* [Source material]
★ ★ ★ ★
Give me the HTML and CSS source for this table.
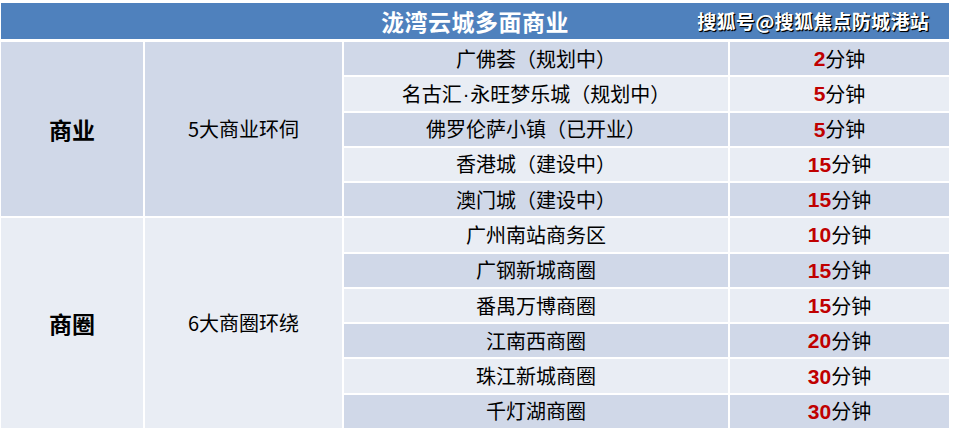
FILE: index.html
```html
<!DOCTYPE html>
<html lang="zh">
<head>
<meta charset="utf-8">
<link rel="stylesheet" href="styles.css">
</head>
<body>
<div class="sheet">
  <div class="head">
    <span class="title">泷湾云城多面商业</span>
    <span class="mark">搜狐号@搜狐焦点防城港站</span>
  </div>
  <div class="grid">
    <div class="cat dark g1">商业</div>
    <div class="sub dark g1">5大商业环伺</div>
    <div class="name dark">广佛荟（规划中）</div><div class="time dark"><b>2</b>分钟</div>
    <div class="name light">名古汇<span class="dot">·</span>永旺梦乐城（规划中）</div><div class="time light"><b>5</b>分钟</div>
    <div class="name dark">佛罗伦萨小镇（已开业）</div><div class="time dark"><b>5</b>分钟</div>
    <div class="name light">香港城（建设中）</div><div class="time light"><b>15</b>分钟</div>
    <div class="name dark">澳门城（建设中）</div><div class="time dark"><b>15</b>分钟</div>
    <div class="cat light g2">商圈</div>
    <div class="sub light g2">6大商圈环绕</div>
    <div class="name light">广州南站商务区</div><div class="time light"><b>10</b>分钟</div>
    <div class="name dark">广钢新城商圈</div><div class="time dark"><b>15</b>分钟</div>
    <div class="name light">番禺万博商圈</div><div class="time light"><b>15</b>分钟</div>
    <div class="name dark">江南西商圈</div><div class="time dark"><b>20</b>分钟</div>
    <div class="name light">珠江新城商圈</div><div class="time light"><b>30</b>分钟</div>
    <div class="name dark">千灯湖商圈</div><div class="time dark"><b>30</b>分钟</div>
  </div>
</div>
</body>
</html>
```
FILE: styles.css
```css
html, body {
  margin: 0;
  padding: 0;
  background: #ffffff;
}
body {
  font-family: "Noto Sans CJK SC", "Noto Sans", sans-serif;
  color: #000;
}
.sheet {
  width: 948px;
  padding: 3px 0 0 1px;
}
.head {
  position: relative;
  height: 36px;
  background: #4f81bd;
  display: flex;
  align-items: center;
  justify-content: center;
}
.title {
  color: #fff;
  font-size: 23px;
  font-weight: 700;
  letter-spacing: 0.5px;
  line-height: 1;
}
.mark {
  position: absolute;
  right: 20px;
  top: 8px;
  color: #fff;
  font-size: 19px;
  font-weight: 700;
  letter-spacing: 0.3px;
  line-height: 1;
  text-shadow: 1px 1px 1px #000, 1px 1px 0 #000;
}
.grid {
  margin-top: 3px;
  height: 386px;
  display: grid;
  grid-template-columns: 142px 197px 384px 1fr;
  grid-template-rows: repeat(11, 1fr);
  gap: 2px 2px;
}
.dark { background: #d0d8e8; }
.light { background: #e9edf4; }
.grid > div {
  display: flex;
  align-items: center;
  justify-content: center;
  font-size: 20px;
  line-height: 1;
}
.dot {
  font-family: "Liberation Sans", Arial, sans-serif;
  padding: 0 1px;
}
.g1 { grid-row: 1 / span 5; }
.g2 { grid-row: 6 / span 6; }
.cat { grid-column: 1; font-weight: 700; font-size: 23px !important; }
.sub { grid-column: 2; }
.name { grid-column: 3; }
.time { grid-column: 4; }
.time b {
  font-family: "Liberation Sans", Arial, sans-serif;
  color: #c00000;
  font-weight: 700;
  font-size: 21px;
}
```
★ ★ ★ ★
* [Stated exercise] Your copy of the data above should match it exactly, except that pictures are left out.

* [Task response]
Give me the HTML and CSS source for this table.
FILE: index.html
```html
<!DOCTYPE html>
<html lang="zh">
<head>
<meta charset="utf-8">
<link rel="stylesheet" href="styles.css">
</head>
<body>
<div class="sheet">
  <div class="head">
    <span class="title">泷湾云城多面商业</span>
    <span class="mark">搜狐号@搜狐焦点防城港站</span>
  </div>
  <div class="grid">
    <div class="cat dark g1">商业</div>
    <div class="sub dark g1">5大商业环伺</div>
    <div class="name dark">广佛荟（规划中）</div><div class="time dark"><b>2</b>分钟</div>
    <div class="name light">名古汇<span class="dot">·</span>永旺梦乐城（规划中）</div><div class="time light"><b>5</b>分钟</div>
    <div class="name dark">佛罗伦萨小镇（已开业）</div><div class="time dark"><b>5</b>分钟</div>
    <div class="name light">香港城（建设中）</div><div class="time light"><b>15</b>分钟</div>
    <div class="name dark">澳门城（建设中）</div><div class="time dark"><b>15</b>分钟</div>
    <div class="cat light g2">商圈</div>
    <div class="sub light g2">6大商圈环绕</div>
    <div class="name light">广州南站商务区</div><div class="time light"><b>10</b>分钟</div>
    <div class="name dark">广钢新城商圈</div><div class="time dark"><b>15</b>分钟</div>
    <div class="name light">番禺万博商圈</div><div class="time light"><b>15</b>分钟</div>
    <div class="name dark">江南西商圈</div><div class="time dark"><b>20</b>分钟</div>
    <div class="name light">珠江新城商圈</div><div class="time light"><b>30</b>分钟</div>
    <div class="name dark">千灯湖商圈</div><div class="time dark"><b>30</b>分钟</div>
  </div>
</div>
</body>
</html>
```
FILE: styles.css
```css
html, body {
  margin: 0;
  padding: 0;
  background: #ffffff;
}
body {
  font-family: "Noto Sans CJK SC", "Noto Sans", sans-serif;
  color: #000;
}
.sheet {
  width: 948px;
  padding: 3px 0 0 1px;
}
.head {
  position: relative;
  height: 36px;
  background: #4f81bd;
  display: flex;
  align-items: center;
  justify-content: center;
}
.title {
  color: #fff;
  font-size: 23px;
  font-weight: 700;
  letter-spacing: 0.5px;
  line-height: 1;
}
.mark {
  position: absolute;
  right: 20px;
  top: 8px;
  color: #fff;
  font-size: 19px;
  font-weight: 700;
  letter-spacing: 0.3px;
  line-height: 1;
  text-shadow: 1px 1px 1px #000, 1px 1px 0 #000;
}
.grid {
  margin-top: 3px;
  height: 386px;
  display: grid;
  grid-template-columns: 142px 197px 384px 1fr;
  grid-template-rows: repeat(11, 1fr);
  gap: 2px 2px;
}
.dark { background: #d0d8e8; }
.light { background: #e9edf4; }
.grid > div {
  display: flex;
  align-items: center;
  justify-content: center;
  font-size: 20px;
  line-height: 1;
}
.dot {
  font-family: "Liberation Sans", Arial, sans-serif;
  padding: 0 1px;
}
.g1 { grid-row: 1 / span 5; }
.g2 { grid-row: 6 / span 6; }
.cat { grid-column: 1; font-weight: 700; font-size: 23px !important; }
.sub { grid-column: 2; }
.name { grid-column: 3; }
.time { grid-column: 4; }
.time b {
  font-family: "Liberation Sans", Arial, sans-serif;
  color: #c00000;
  font-weight: 700;
  font-size: 21px;
}
```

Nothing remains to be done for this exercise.